Every year for the past 25, at least, negotiating teams for the seven states on the Colorado River have worked to overcome a new crisis, invariably driven by two entities: the State of California and the federal Bureau of Reclamation (BOR). For a quarter-century, those teams have responded to federal pressure based on the dubious theory that an ongoing drought, and a resulting decline in the river’s flow, somehow changed the law and gave BOR authority to ignore the Interstate Compact.
Not once has the federal agency ever acknowledged the government’s own role in reducing the river’s flow, by neglecting to manage thirsty invasive species like tamarisk, and especially by allowing national forests to become so overgrown that much of the snow never makes it to the river. It is easier simply to demand that everyone use less water. But that assumes an authority BOR does not have, under any law, to make such demands.
Yet here we are again, the states trying to reach yet another agreement, with an arbitrary May deadline imposed by BOR, to replace the current drought plan which expires in two years. Headlines across the West warn, “States have mere weeks to reach water agreement.” As in previous years, BOR threatens to take control of the river away from the states and impose its own solution if they don’t come up with an “acceptable” plan.

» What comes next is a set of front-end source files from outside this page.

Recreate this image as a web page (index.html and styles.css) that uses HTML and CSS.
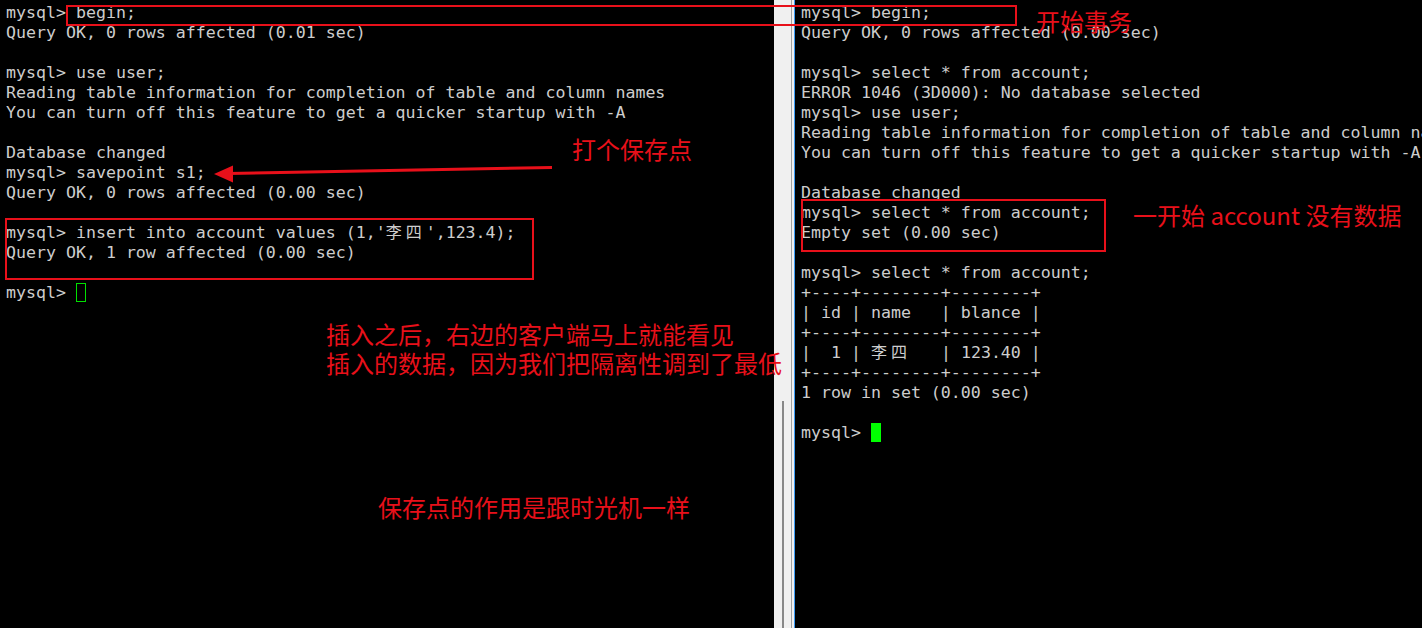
FILE: index.html
```
<!DOCTYPE html>
<html lang="zh-CN">
<head>
    <meta charset="UTF-8">
    <title>savepoint 演示</title>
    <link rel="stylesheet" href="styles.css">
</head>
<body>
    <div class="stage">
        <div class="term term-left">
            <div class="ln">mysql&gt; begin;</div>
            <div class="ln">Query OK, 0 rows affected (0.01 sec)</div>
            <div class="ln"></div>
            <div class="ln">mysql&gt; use user;</div>
            <div class="ln">Reading table information for completion of table and column names</div>
            <div class="ln">You can turn off this feature to get a quicker startup with -A</div>
            <div class="ln"></div>
            <div class="ln">Database changed</div>
            <div class="ln">mysql&gt; savepoint s1;</div>
            <div class="ln">Query OK, 0 rows affected (0.00 sec)</div>
            <div class="ln"></div>
            <div class="ln">mysql&gt; insert into account values (1,'<span class="zh">李四</span>',123.4);</div>
            <div class="ln">Query OK, 1 row affected (0.00 sec)</div>
            <div class="ln"></div>
            <div class="ln">mysql&gt; <span class="cursor cursor-idle"></span></div>
        </div>

        <div class="divider">
            <div class="track">
                <div class="thumb"></div>
            </div>
        </div>

        <div class="term term-right">
            <div class="ln">mysql&gt; begin;</div>
            <div class="ln">Query OK, 0 rows affected (0.00 sec)</div>
            <div class="ln"></div>
            <div class="ln">mysql&gt; select * from account;</div>
            <div class="ln">ERROR 1046 (3D000): No database selected</div>
            <div class="ln">mysql&gt; use user;</div>
            <div class="ln">Reading table information for completion of table and column names</div>
            <div class="ln">You can turn off this feature to get a quicker startup with -A</div>
            <div class="ln"></div>
            <div class="ln">Database changed</div>
            <div class="ln">mysql&gt; select * from account;</div>
            <div class="ln">Empty set (0.00 sec)</div>
            <div class="ln"></div>
            <div class="ln">mysql&gt; select * from account;</div>
            <div class="ln">+----+--------+--------+</div>
            <div class="ln">| id | name   | blance |</div>
            <div class="ln">+----+--------+--------+</div>
            <div class="ln">|  1 | <span class="zh">李四</span>   | 123.40 |</div>
            <div class="ln">+----+--------+--------+</div>
            <div class="ln">1 row in set (0.00 sec)</div>
            <div class="ln"></div>
            <div class="ln">mysql&gt; <span class="cursor cursor-on"></span></div>
        </div>

        <!-- 标注 -->
        <div class="mark mark-begin"></div>
        <div class="mark mark-insert"></div>
        <div class="mark mark-empty"></div>

        <svg class="arrow" width="1422" height="628" viewBox="0 0 1422 628">
            <line x1="552" y1="167.5" x2="228" y2="173.5" stroke="#e8101a" stroke-width="3"/>
            <polygon points="214,174 233,165.5 233,182.5" fill="#e8101a"/>
        </svg>

        <div class="note note-begin">开始事务</div>
        <div class="note note-save">打个保存点</div>
        <div class="note note-insert">插入之后，右边的客户端马上就能看见<br>插入的数据，因为我们把隔离性调到了最低</div>
        <div class="note note-empty">一开始 account 没有数据</div>
        <div class="note note-time">保存点的作用是跟时光机一样</div>
    </div>
</body>
</html>
```

FILE: styles.css
```
body {
    margin: 0;
    background-color: #000;
}

.stage {
    position: relative;
    display: flex;
    width: 1422px;
    height: 628px;
    overflow: hidden;
    background-color: #000;
}

.term {
    box-sizing: border-box;
    padding: 3px 0 0 6px;
    overflow: hidden;
    color: #cdcdcd;
    font-family: "DejaVu Sans Mono", "Liberation Mono", monospace;
    font-size: 16.6px;
}

.term-left {
    width: 774px;
}

.term-right {
    flex: 1;
}

.ln {
    height: 20px;
    line-height: 20px;
    white-space: pre;
    overflow: hidden;
}

/* 终端里的中文占两格 */
.zh {
    font-family: "Noto Sans CJK SC", sans-serif;
    font-size: 16px;
    line-height: 0;
    letter-spacing: 4px;
}

.cursor {
    display: inline-block;
    box-sizing: border-box;
    width: 10px;
    height: 19px;
    vertical-align: -4px;
}

.cursor-idle {
    border: 1px solid #00e000;
}

.cursor-on {
    background-color: #00ff00;
}

/* 中间的分隔条 */
.divider {
    width: 20px;
    background-color: #f0f0f0;
    border-right: 1px solid #3d9cf5;
    display: flex;
}

.track {
    width: 17px;
    border-right: 1px solid #a0a0a0;
    padding-top: 401px;
}

.thumb {
    width: 2px;
    height: 100%;
    margin-left: 8px;
    background-color: #888;
}

.mark {
    position: absolute;
    box-sizing: border-box;
    border: 2px solid #e8101a;
}

.mark-begin {
    left: 66px;
    top: 5px;
    width: 951px;
    height: 21px;
}

.mark-insert {
    left: 5px;
    top: 218px;
    width: 529px;
    height: 62px;
}

.mark-empty {
    left: 801px;
    top: 199px;
    width: 305px;
    height: 53px;
}

.arrow {
    position: absolute;
    left: 0;
    top: 0;
}

.note {
    position: absolute;
    color: #e8101a;
    font-family: "Noto Sans CJK SC", sans-serif;
    font-size: 24px;
    line-height: 24px;
    white-space: nowrap;
}

.note-begin {
    left: 1036px;
    top: 9px;
}

.note-save {
    left: 572px;
    top: 137px;
}

.note-insert {
    left: 326px;
    top: 319px;
    line-height: 29px;
}

.note-empty {
    left: 1133px;
    top: 203px;
}

.note-time {
    left: 378px;
    top: 495px;
}
```
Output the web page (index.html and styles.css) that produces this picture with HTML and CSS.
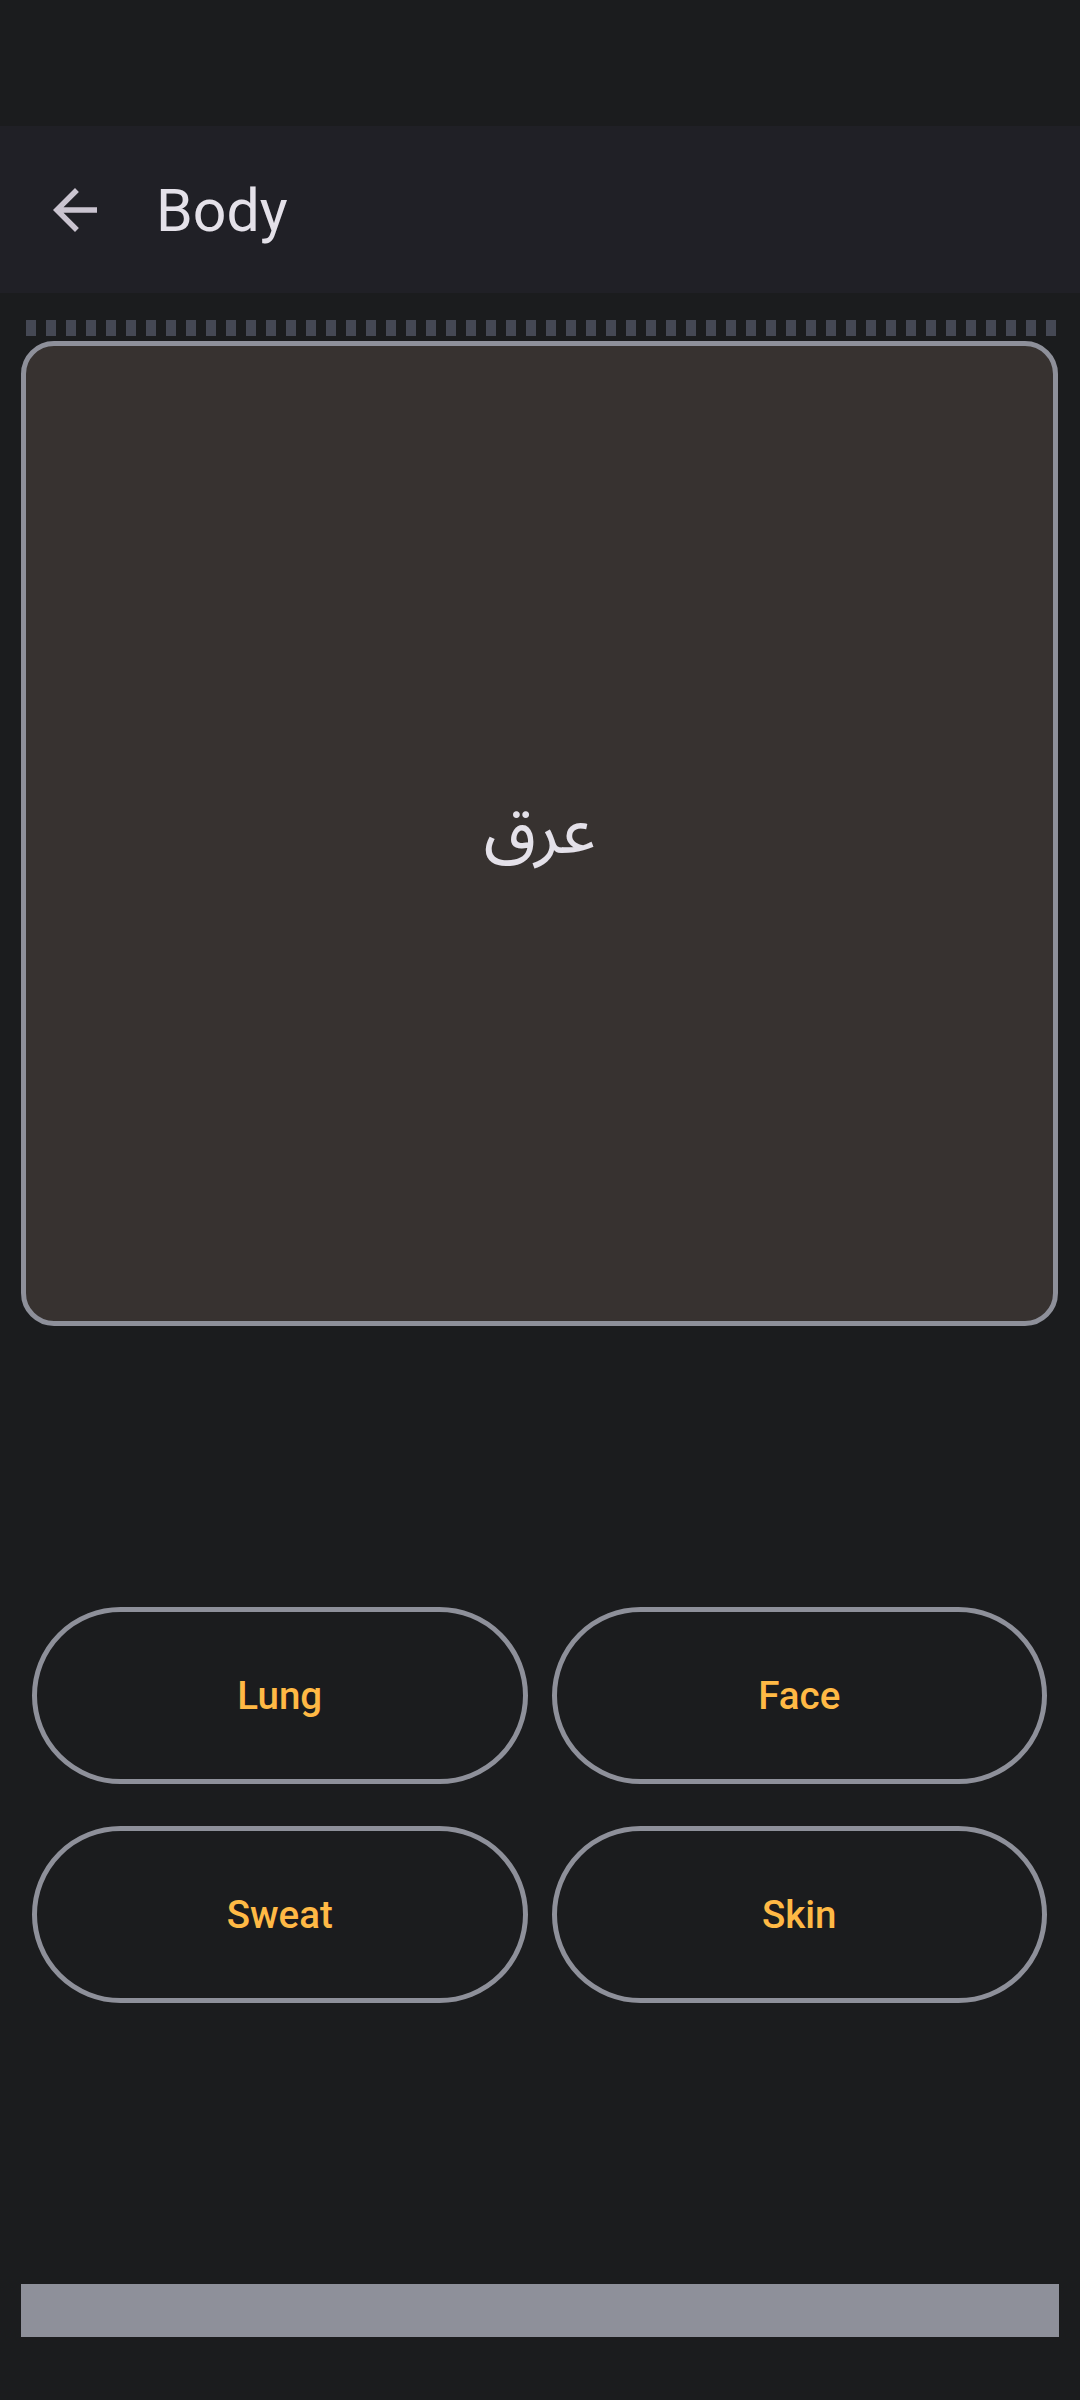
FILE: index.html
```html
<!DOCTYPE html>
<html lang="en">
<head>
<meta charset="utf-8">
<title>Body</title>
<link rel="stylesheet" href="styles.css">
</head>
<body>
<div class="screen">
  <div class="status"></div>
  <header class="appbar">
    <svg class="back" viewBox="0 0 24 24" aria-hidden="true"><path d="M20 11H7.83l5.59-5.59L12 4l-8 8 8 8 1.41-1.41L7.83 13H20v-2z"/></svg>
    <h1 class="title">Body</h1>
  </header>
  <div class="dashes"></div>
  <div class="card"><span class="word" lang="ar" dir="rtl">عرق</span></div>
  <div class="choices">
    <button class="choice">Lung</button>
    <button class="choice">Face</button>
    <button class="choice">Sweat</button>
    <button class="choice">Skin</button>
  </div>
  <div class="bottombar"></div>
</div>
</body>
</html>
```
FILE: styles.css
```css
html, body {
  margin: 0;
  padding: 0;
  background: #1b1c1e;
}
.screen {
  width: 1080px;
  height: 2400px;
  background: #1b1c1e;
  font-family: Roboto, "Noto Sans", sans-serif;
  display: flex;
  flex-direction: column;
}
.status {
  height: 126px;
  flex: none;
}
.appbar {
  height: 167px;
  flex: none;
  background: #202026;
  display: flex;
  align-items: center;
  padding-left: 42px;
}
.back {
  width: 66px;
  height: 66px;
  fill: #cac4d0;
  flex: none;
}
.title {
  margin: 0 0 0 48px;
  font-size: 59px;
  font-weight: 400;
  color: #e4e1e9;
  line-height: 1;
  padding-top: 2px;
}
.dashes {
  flex: none;
  height: 16px;
  margin: 27px 0 0 26px;
  width: 1032px;
  background: repeating-linear-gradient(to right, #454854 0 10px, transparent 10px 20px);
}
.card {
  flex: none;
  box-sizing: border-box;
  margin: 5px 0 0 21px;
  width: 1037px;
  height: 985px;
  border: 5px solid #8e909a;
  border-radius: 33px;
  background: #373230;
  display: flex;
  align-items: center;
  justify-content: center;
}
.word {
  font-family: "Noto Sans Arabic", "DejaVu Sans", sans-serif;
  font-size: 68px;
  color: #e4e1e9;
  line-height: 1;
  margin-top: -4px;
}
.choices {
  flex: none;
  margin: 281px 33px 0 32px;
  display: grid;
  grid-template-columns: 1fr 1fr;
  grid-auto-rows: 177px;
  column-gap: 24px;
  row-gap: 42px;
}
.choice {
  box-sizing: border-box;
  border: 5px solid #8e909a;
  border-radius: 999px;
  background: transparent;
  color: #ffb945;
  font-family: Roboto, "Noto Sans", sans-serif;
  font-weight: 500;
  font-size: 38.5px;
  padding: 0;
  margin: 0;
}
.bottombar {
  flex: none;
  margin: 281px 0 0 21px;
  width: 1038px;
  height: 53px;
  background: #8e909a;
}
```
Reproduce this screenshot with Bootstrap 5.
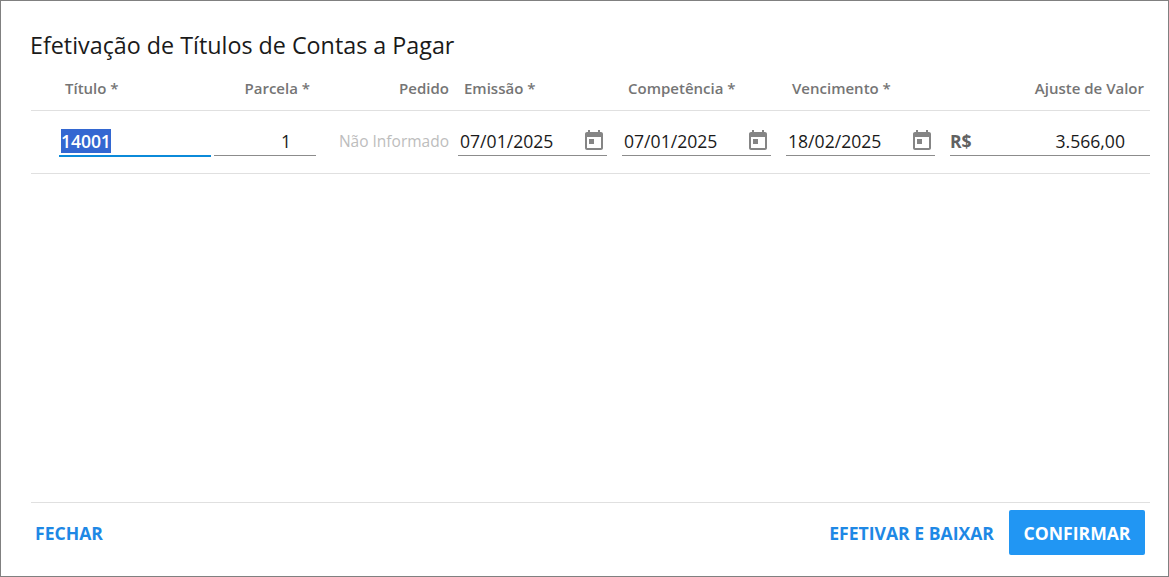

Here’s the problem: BOR owns and operates dams and reservoirs, but it does not own the water in the river, nor does it have any authority to decide how that water is distributed. Colorado River water is allocated according to a complex set of interstate compacts and agreements known collective as the “law of the river,” based on the underlying 1922 Interstate Compact and the 1948 Upper Basin Compact, both of which were written by the states and ratified by Congress, superseding other statutes and regulations. My own copy is a heavily dog-eared three-ring binder that I have read and re-read for years, never yet finding a single paragraph that includes the words, “unless there is a drought, in which case the BOR may ignore the compact.”
The new Administration needs to rein in the BOR and return management decisions on western water to those states, as intended. The fact that BOR owns the dams at places like Blue Mesa and Flaming Gorge does not give it legal authority to arbitrarily drain those lakes, send the water to Lake Powell so it can replenish Lake Mead and provide more water for California. That state has been using far more than its entitled share for decades, and the Upper Basin states of Colorado, Wyoming, Utah, and New Mexico have no remaining reason to be sympathetic.

California has 800 miles of coastline on the world’s largest body of water. It does not need the Colorado River. Governor Gavin Newsom’s highly-touted state water plan includes desalinization projects, but the infamous California Coastal Commission recently killed the one large project that had been in the works for 20 years, demonstrating that the state is not serious about solving its water problem. The recent catastrophic forest fires revealed that its own reservoirs had been emptied to enhance fish habitat, driving an even larger wedge between California and the Upper Basin states – which were never consulted about those decisions.
Now that the states are all back at the table trying to find an agreement to satisfy BOR, the Lower Basin states of California, Arizona, and Nevada – as always – are pointing the finger upstream. Those states welcomed Interior Secretary Doug Burgum by immediately raising the Colorado River issue and – as always – looking for under-used Colorado water to solve their problem. Their welcome letter to Burgum accused BOR of ignoring the alternative they had suggested. And what was their suggestion? “Some combination of straightforward engineering fixes, moving water to Lake Powell from upstream reservoirs when necessary, and temporary reductions in Upper Basin use.”
Upper Basin states must draw a line in the sand. BOR wants the Upper Basin to voluntarily “conserve” half-a-million acre-feet a year (“conserve” meaning to send the water downstream), an option those states should flatly reject. Water conservation is a choice they may make, but BOR has no power to require it.
That idea should never have been floated in the first place, Upper Basin states should never have acknowledged it, and they should meet this artificial May deadline with an icy insistence that California first produce a reasonable plan to solve its own water problem.